Guided by Jose Illanes. This was a set departure tour.

This was a curious Southern Ecuador tour; in spite of being dogged by bad weather frequently, it still came up with the usual selection of rare and local species all the same, and jointly tallied an exceptional number of more than 700 species recorded, with 59 of these only heard or were guide only (i.e. 640+ seen by the group). This is the highest species total by far that Tropical Birding had ever recorded, was helped on by some unusual sightings like Caqueta Seedeater and White-browed Purpletuft, (both unexpected firsts for this tour); and is highly unlikely to be repeated anytime soon! This tour also included the (Esmeraldas) Woodstar Extension, and a custom add-on, (requested by some of the participants) to go and see the newly described Blue-throated Hillstar, the write up for which is also included here. The tour, as usual, covered a vast variety of habitats, from sweltering humid areas of forest and wetlands on the coastal plain, plus high Andean grasslands (paramos) and cloudforests, and lower forests on both sides of the Andes to aid in amassing this substantial bird list.

Among the highlights mentioned by the group were: Long-wattled Umbrellabird, Lanceolated Monklet, Crescent-faced and Jocotoco Antpittas, Peruvian Thick-knee (above), Esmeraldas Woodstar, Giant Conebill, Gray-breasted Mountain-Toucan, Guayaquil Woodpecker, Laughing Falcon, Green-and-gold Tanager, Green Honeycreeper, Blue-headed Parrot, Ochraceous Attila, Whooping Motmot, and Pale (legged) Pacific Hornero…

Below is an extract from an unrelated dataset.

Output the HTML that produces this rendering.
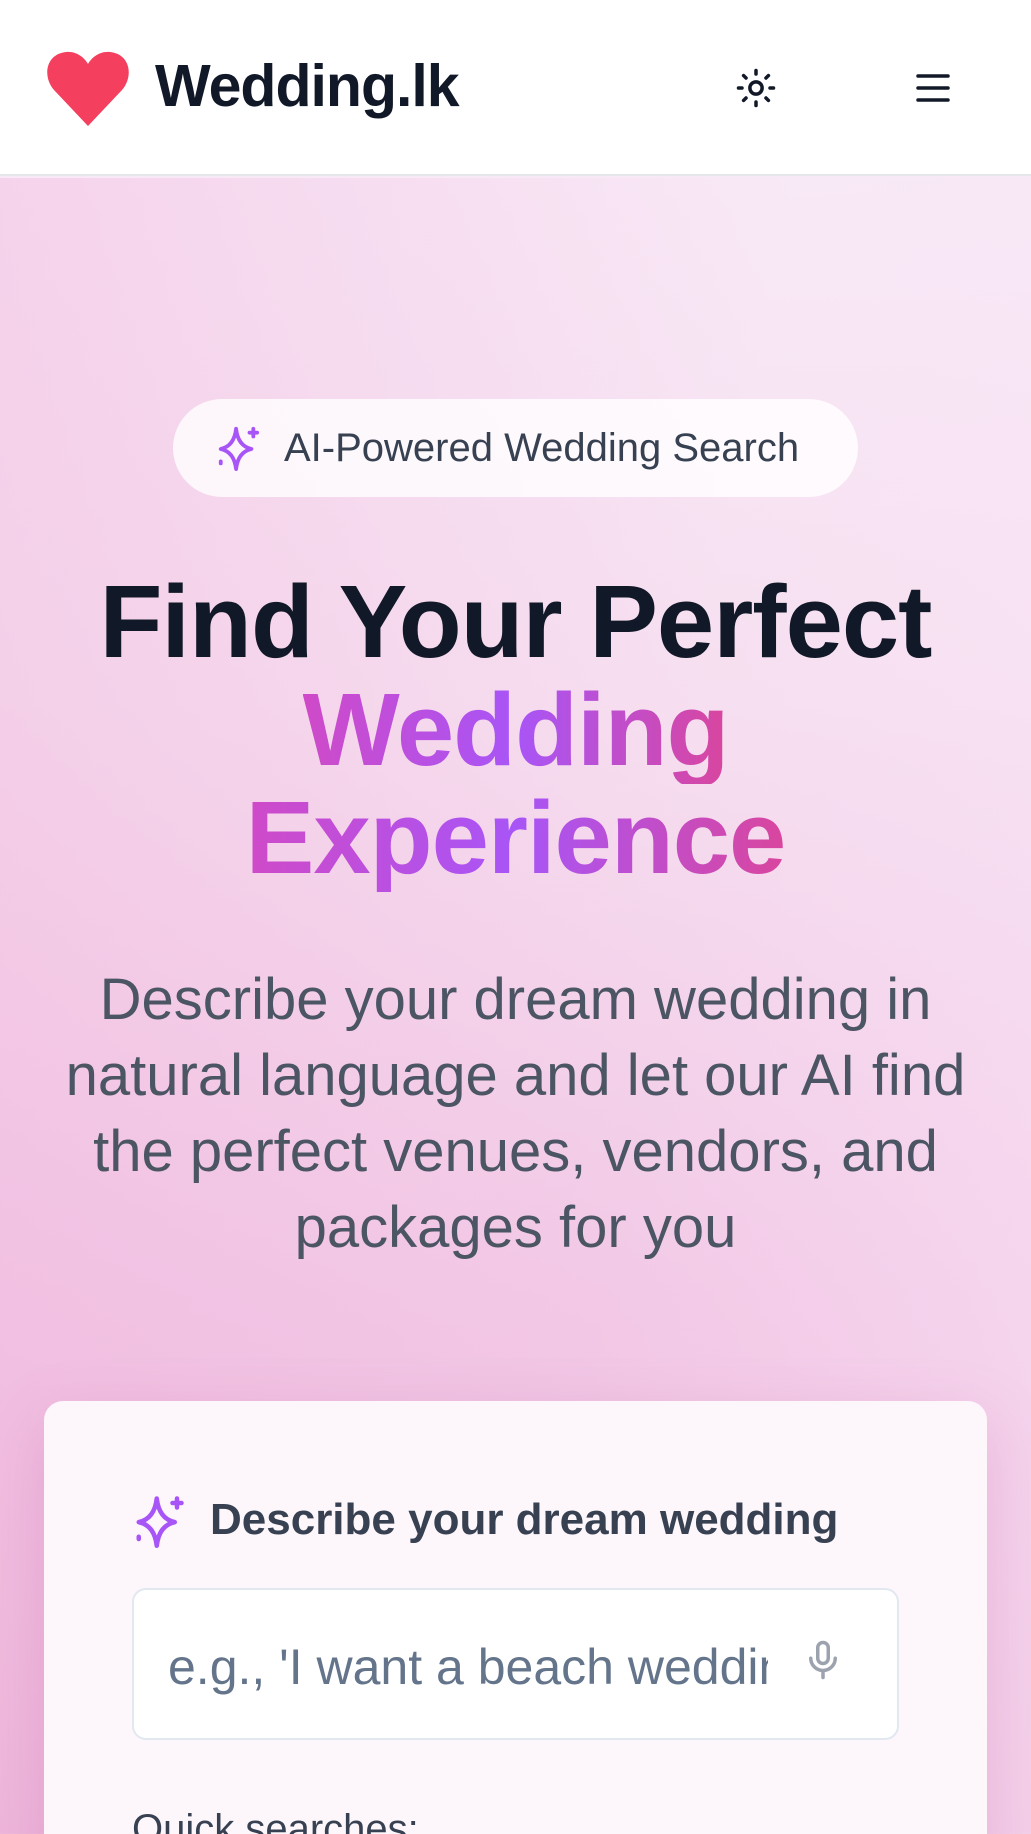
<!DOCTYPE html>
<html><head><meta charset="utf-8"><style>
*{margin:0;padding:0;box-sizing:border-box}
html,body{width:1031px;height:1834px;overflow:hidden}
body{font-family:"Liberation Sans",sans-serif;position:relative;
background:linear-gradient(180deg,#f8e9f6 176px,#f6dff0 700px,#f2c8e6 1300px,#eebadc 1834px);}
.hdr{position:absolute;left:0;top:0;width:1031px;height:176px;background:#fff;border-bottom:2px solid #e5e7eb}
.glow{position:absolute;left:0;top:178px;width:1031px;height:1656px;background:linear-gradient(100deg,rgba(240,170,215,0.35) 0%,rgba(255,255,255,0) 60%,rgba(250,230,248,0.5) 100%)}
.abs{position:absolute}
.logo{left:155px;top:52px;font-size:59px;font-weight:bold;color:#111827;letter-spacing:-1px}
.badge{left:173px;top:399px;width:685px;height:98px;border-radius:49px;background:rgba(255,255,255,0.8)}
.badge span{position:absolute;left:111px;top:27px;font-size:40px;color:#374151;white-space:nowrap}
.h1{left:0;width:1031px;text-align:center;font-weight:bold;font-size:103px;line-height:108px;color:#111827;letter-spacing:-1px;white-space:nowrap}
.g{display:inline-block;background:linear-gradient(90deg,#cf4ac8,#a855f7 50%,#d9469e);-webkit-background-clip:text;background-clip:text;color:transparent}
.p{left:0;width:1031px;text-align:center;font-size:58px;line-height:76px;color:#4b5563;white-space:nowrap}
.card{left:44px;top:1401px;width:943px;height:500px;border-radius:19px;background:#fdf6fb;box-shadow:0 20px 60px rgba(190,90,160,0.25)}
.input{left:132px;top:1588px;width:767px;height:152px;border:2px solid #e2e8f0;border-radius:14px;background:#fff}
</style></head><body>
<div class="hdr"></div>
<div class="glow"></div>
<svg class="abs" style="left:46px;top:50px" width="84" height="76" viewBox="0 0 84 76"><path d="M42 76 L8 40 C-4 26 0 4 20 2 C30 1 38 7 42 14 C46 7 54 1 64 2 C84 4 88 26 76 40 Z" fill="#f43f5e"/></svg>
<div class="abs logo">Wedding.lk</div>
<svg class="abs" style="left:735px;top:67px" width="42" height="42" viewBox="0 0 24 24" fill="none" stroke="#111827" stroke-width="2" stroke-linecap="round"><circle cx="12" cy="12" r="3.5"/><path d="M12 2v2M12 20v2M4.9 4.9l1.4 1.4M17.7 17.7l1.4 1.4M2 12h2M20 12h2M4.9 19.1l1.4-1.4M17.7 6.3l1.4-1.4"/></svg>
<svg class="abs" style="left:916px;top:72px" width="34" height="32" viewBox="0 0 34 32" stroke="#111827" stroke-width="3.5" stroke-linecap="round"><path d="M2 4h30M2 16h30M2 28h30"/></svg>
<div class="abs badge"><svg class="abs" style="left:42px;top:26px" width="46" height="46" viewBox="0 0 24 24" fill="none" stroke="#a855f7" stroke-width="2" stroke-linecap="round" stroke-linejoin="round"><path d="M11 2 Q12 11 19 12.5 Q12 14 11 23 Q10 14 3 12.5 Q10 11 11 2Z"/><path d="M20 2v4M18 4h4M3 19v1"/></svg><span>AI-Powered Wedding Search</span></div>
<div class="abs h1" style="top:568px">Find Your Perfect</div>
<div class="abs h1" style="top:676px"><span class="g">Wedding</span></div>
<div class="abs h1" style="top:784px"><span class="g">Experience</span></div>
<div class="abs p" style="top:962px">Describe your dream wedding in<br>natural language and let our AI find<br>the perfect venues, vendors, and<br>packages for you</div>
<div class="abs card"></div>
<svg class="abs" style="left:132px;top:1494px" width="54" height="54" viewBox="0 0 24 24" fill="none" stroke="#a855f7" stroke-width="2" stroke-linecap="round" stroke-linejoin="round"><path d="M11 2 Q12 11 19 12.5 Q12 14 11 23 Q10 14 3 12.5 Q10 11 11 2Z"/><path d="M20 2v4M18 4h4M3 19v1"/></svg>
<div class="abs" style="left:210px;top:1495px;font-size:44px;font-weight:bold;color:#374151;white-space:nowrap">Describe your dream wedding</div>
<div class="abs input"></div>
<div class="abs" style="left:168px;top:1638px;width:600px;overflow:hidden;font-size:50px;color:#64748b;white-space:nowrap">e.g., 'I want a beach wedding in Galle'</div>
<svg class="abs" style="left:802px;top:1636px" width="42" height="48" viewBox="0 0 24 24" fill="none" stroke="#9ca3af" stroke-width="2" stroke-linecap="round"><rect x="9" y="2" width="6" height="12" rx="3"/><path d="M5 11a7 7 0 0 0 14 0M12 18v4"/></svg>
<div class="abs" style="left:132px;top:1807px;font-size:40px;color:#374151;white-space:nowrap">Quick searches:</div>
</body></html>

However, this tour is so jam-packed with headline birds, I feel the need to highlight plenty of others too that were sprinkled through the tour, and could have easily made it into this selection of “best birds”, like a good selection of owls, with Black-and-white, Band-bellied, and West Peruvian Screech-Owls by night, and Spectacled and Pacific Pygmy-Owls by day.
Additionally, all of the following could rightly be considered decent enough birds to be considered in any list, whether it be for sheer looks or that fact some are specialties, or genuine rarity: Excellent views of both Pale-browed and Gray Tinamous at forest feeding stations, Torrent Duck, Andean Condor (a rarity in the south) El Oro and Golden-plumed Parakeets, the rare Red-faced Parrot, Watkins’s Antpitta, Henna-hooded Foliage-gleaner, Elegant Crescentchest, Velvet-purple Coronet, Booted Racket-tail, Violet-throated and Neblina Metaltails, Violet-tailed Sylph, White-vented (Ecuadorian) Plumeleteer, Bluish-fronted and Coppery-chested Jacamars, White-capped Dipper, White-tailed Jay, Andean Cock-of-the-rock, Pale-headed and White-headed Brushfinches, Tit-like Dacnis, and as steady stream of stunning tanagers, like Golden-eared, Orange-eared, Paradise, Rufous-throated and Orange-throated Tanagers. Some other totals were staggering on this tour – 71 hummingbirds, 96 species from the tanager family, 17 woodpeckers, 12 toucans, 8 owls seen, 8 antpittas seen, plus 97 species from the flycatcher family recorded, the latter the largest bird family on Earth. There is good reason why most Ecuadorian guides rank this as their favorite Ecuador tour, there is simply so much on offer…

Full 2019 report in PDF format LOW RES VERSION (file size 6.6MB)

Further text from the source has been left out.